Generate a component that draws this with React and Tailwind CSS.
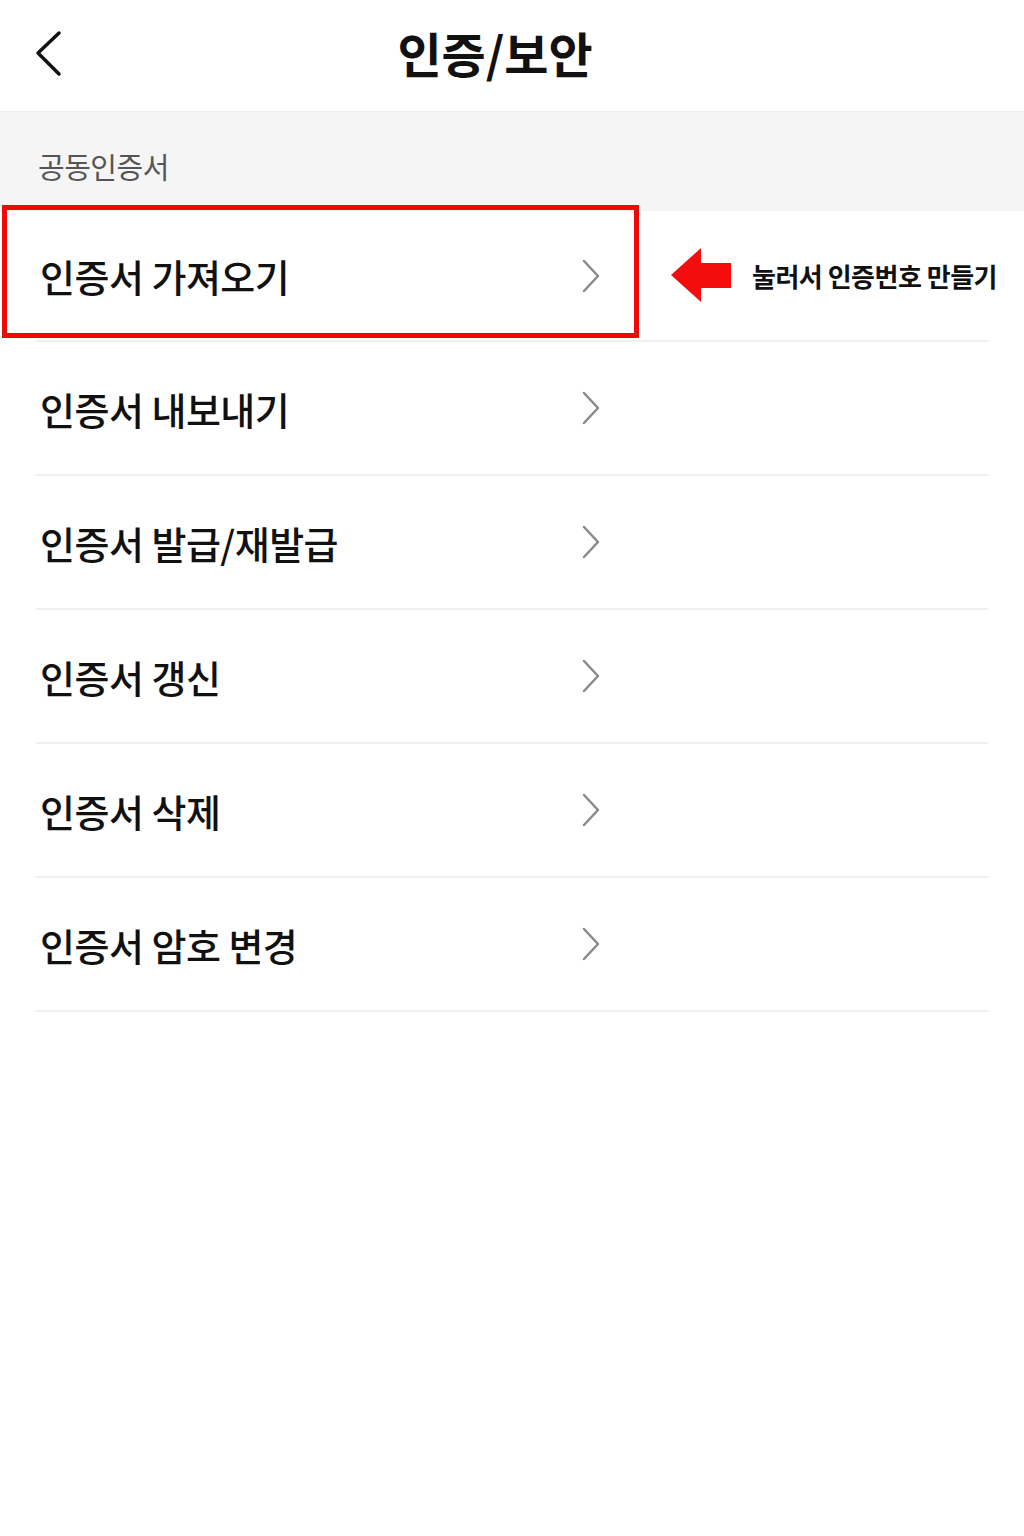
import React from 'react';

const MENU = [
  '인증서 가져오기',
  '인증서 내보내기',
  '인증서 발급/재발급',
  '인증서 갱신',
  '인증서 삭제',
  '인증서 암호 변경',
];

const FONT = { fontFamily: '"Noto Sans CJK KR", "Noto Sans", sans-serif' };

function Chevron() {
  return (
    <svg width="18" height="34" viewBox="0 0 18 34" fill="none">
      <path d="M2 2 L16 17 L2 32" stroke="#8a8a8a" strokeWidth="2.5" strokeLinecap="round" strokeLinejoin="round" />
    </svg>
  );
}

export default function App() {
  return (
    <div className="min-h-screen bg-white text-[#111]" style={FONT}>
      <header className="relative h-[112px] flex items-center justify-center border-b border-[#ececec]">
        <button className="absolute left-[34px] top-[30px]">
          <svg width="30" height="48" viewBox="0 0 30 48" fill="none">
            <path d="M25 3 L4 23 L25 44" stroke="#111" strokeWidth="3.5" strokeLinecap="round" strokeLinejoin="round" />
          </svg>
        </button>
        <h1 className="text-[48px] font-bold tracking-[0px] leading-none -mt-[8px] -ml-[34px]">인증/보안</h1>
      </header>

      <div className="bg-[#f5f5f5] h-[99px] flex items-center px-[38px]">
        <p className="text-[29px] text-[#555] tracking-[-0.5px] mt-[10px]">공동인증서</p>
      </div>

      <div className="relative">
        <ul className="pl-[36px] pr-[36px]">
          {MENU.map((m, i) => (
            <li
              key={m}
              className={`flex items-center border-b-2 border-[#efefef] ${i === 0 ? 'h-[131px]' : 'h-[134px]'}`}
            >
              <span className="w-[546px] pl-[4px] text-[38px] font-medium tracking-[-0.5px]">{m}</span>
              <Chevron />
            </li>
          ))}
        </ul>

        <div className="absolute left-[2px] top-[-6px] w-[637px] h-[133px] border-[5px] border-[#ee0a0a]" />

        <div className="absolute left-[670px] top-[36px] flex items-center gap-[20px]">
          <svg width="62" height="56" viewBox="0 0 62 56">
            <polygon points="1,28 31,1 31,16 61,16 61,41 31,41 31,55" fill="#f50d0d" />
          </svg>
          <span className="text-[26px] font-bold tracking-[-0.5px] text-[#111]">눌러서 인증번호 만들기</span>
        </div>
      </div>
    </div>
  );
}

# # #

▸ **WHAT YOU SHOULD DO**: Transcribe the whole listing, character for character, but not its images.

▸ **EXERCISE OUTPUT**:
Generate a component that draws this with React and Tailwind CSS.
import React from 'react';

const MENU = [
  '인증서 가져오기',
  '인증서 내보내기',
  '인증서 발급/재발급',
  '인증서 갱신',
  '인증서 삭제',
  '인증서 암호 변경',
];

const FONT = { fontFamily: '"Noto Sans CJK KR", "Noto Sans", sans-serif' };

function Chevron() {
  return (
    <svg width="18" height="34" viewBox="0 0 18 34" fill="none">
      <path d="M2 2 L16 17 L2 32" stroke="#8a8a8a" strokeWidth="2.5" strokeLinecap="round" strokeLinejoin="round" />
    </svg>
  );
}

export default function App() {
  return (
    <div className="min-h-screen bg-white text-[#111]" style={FONT}>
      <header className="relative h-[112px] flex items-center justify-center border-b border-[#ececec]">
        <button className="absolute left-[34px] top-[30px]">
          <svg width="30" height="48" viewBox="0 0 30 48" fill="none">
            <path d="M25 3 L4 23 L25 44" stroke="#111" strokeWidth="3.5" strokeLinecap="round" strokeLinejoin="round" />
          </svg>
        </button>
        <h1 className="text-[48px] font-bold tracking-[0px] leading-none -mt-[8px] -ml-[34px]">인증/보안</h1>
      </header>

      <div className="bg-[#f5f5f5] h-[99px] flex items-center px-[38px]">
        <p className="text-[29px] text-[#555] tracking-[-0.5px] mt-[10px]">공동인증서</p>
      </div>

      <div className="relative">
        <ul className="pl-[36px] pr-[36px]">
          {MENU.map((m, i) => (
            <li
              key={m}
              className={`flex items-center border-b-2 border-[#efefef] ${i === 0 ? 'h-[131px]' : 'h-[134px]'}`}
            >
              <span className="w-[546px] pl-[4px] text-[38px] font-medium tracking-[-0.5px]">{m}</span>
              <Chevron />
            </li>
          ))}
        </ul>

        <div className="absolute left-[2px] top-[-6px] w-[637px] h-[133px] border-[5px] border-[#ee0a0a]" />

        <div className="absolute left-[670px] top-[36px] flex items-center gap-[20px]">
          <svg width="62" height="56" viewBox="0 0 62 56">
            <polygon points="1,28 31,1 31,16 61,16 61,41 31,41 31,55" fill="#f50d0d" />
          </svg>
          <span className="text-[26px] font-bold tracking-[-0.5px] text-[#111]">눌러서 인증번호 만들기</span>
        </div>
      </div>
    </div>
  );
}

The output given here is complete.